_TASK TO CARRY OUT_
Identify the lines that contain the word "React" and copy each one.

_INFORMATION PROVIDED_
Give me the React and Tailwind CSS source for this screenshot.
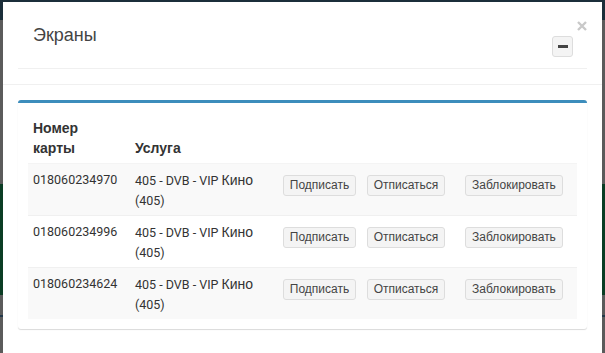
import React from "react";

const rows = ["018060234970", "018060234996", "018060234624"];

function Btn({ children, w }) {
  return (
    <button
      className={`${w} h-[21px] bg-[#f4f4f4] border border-[#dddddd] rounded-[3px] text-[12px] leading-[19px] text-[#444] text-center font-['Liberation_Sans',Arial,sans-serif]`}
    >
      {children}
    </button>
  );
}

export default function App() {
  return (
    <div className="relative w-[605px] h-[353px] overflow-hidden bg-[#5b5b5b]">
      <div className="flex flex-col">
        <div className="h-[20px] bg-[#1b2e3a]" />
        <div className="h-[164px] bg-[#5b5b5b]" />
        <div className="h-[111px] bg-[#0b3d24]" />
        <div className="h-[20px] bg-[#5b5b5b]" />
        <div className="h-[2px] bg-[#23384a]" />
        <div className="h-[36px] bg-[#5b5b5b]" />
      </div>

      <div className="absolute left-[3px] top-[2px] w-[599px] bottom-0 bg-white">
        {/* close */}
        <div className="absolute right-[15px] top-[19px] w-[10px] h-[10px]">
          <svg width="10" height="10" viewBox="0 0 10 10">
            <path d="M1 1 L9 9 M9 1 L1 9" stroke="#c9c9c9" strokeWidth="2.4" strokeLinecap="butt" />
          </svg>
        </div>

        {/* modal header */}
        <div className="pt-[15px] pb-[15px] px-[15px] border-b border-[#f0f0f0]">
          <div className="h-[52px] border-b border-[#f0f0f0] flex justify-between">
            <div className="pl-[15px] pt-[8px] text-[18px] leading-[20px] text-[#444] font-['Liberation_Sans',Arial,sans-serif]">
              Экраны
            </div>
            <div className="pr-[14px] pt-[19px]">
              <div className="w-[21px] h-[21px] bg-[#f4f4f4] border border-[#dddddd] rounded-[3px] flex items-center justify-center">
                <div className="w-[10px] h-[3px] bg-[#444]" />
              </div>
            </div>
          </div>
        </div>

        {/* modal body */}
        <div className="p-[15px]">
          <div className="border-t-[3px] border-[#3c8dbc] rounded-[3px] shadow-[0_1px_1px_rgba(0,0,0,0.15)] bg-white p-[10px]">
            <table className="w-full table-fixed border-collapse text-[#333]">
              <colgroup>
                <col className="w-[102px]" />
                <col className="w-[148px]" />
                <col className="w-[84px]" />
                <col className="w-[98px]" />
                <col />
              </colgroup>
              <thead>
                <tr className="border-b border-[#f4f4f4]">
                  <th className="p-[5px] text-left align-bottom text-[14px] leading-[20px] font-bold font-['Liberation_Sans',Arial,sans-serif]">
                    Номер
                    <br />
                    карты
                  </th>
                  <th className="p-[5px] text-left align-bottom text-[14px] leading-[20px] font-bold font-['Liberation_Sans',Arial,sans-serif]">
                    Услуга
                  </th>
                  <th className="p-[5px]" />
                  <th className="p-[5px]" />
                  <th className="p-[5px]" />
                </tr>
              </thead>
              <tbody>
                {rows.map((n, i) => (
                  <tr
                    key={n}
                    className={`border-t border-[#f0f0f0] ${i % 2 === 0 ? "bg-[#f9f9f9]" : "bg-white"}`}
                  >
                    <td className="px-[5px] pt-[6px] pb-[4px] align-top text-[12.5px] leading-[20px] font-['Roboto',sans-serif]">
                      {n}
                    </td>
                    <td className="px-[5px] pt-[6px] pb-[4px] align-top text-[12.5px] leading-[20px] font-['Roboto',sans-serif]">
                      <span>405 - DVB - VIP </span>
                      <span className="text-[14px] font-['Liberation_Sans',Arial,sans-serif]">Кино</span>
                      <span> (405)</span>
                    </td>
                    <td className="px-[5px] pt-[7px] pb-[4px] align-top">
                      <Btn w="w-[73px]">Подписать</Btn>
                    </td>
                    <td className="px-[5px] pt-[7px] pb-[4px] align-top">
                      <Btn w="w-[78px]">Отписаться</Btn>
                    </td>
                    <td className="px-[5px] pt-[7px] pb-[4px] align-top">
                      <Btn w="w-[98px]">Заблокировать</Btn>
                    </td>
                  </tr>
                ))}
              </tbody>
            </table>
          </div>
        </div>
      </div>
    </div>
  );
}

_ANSWER FOR THIS EXERCISE_
Give me the React and Tailwind CSS source for this screenshot.
import React from "react";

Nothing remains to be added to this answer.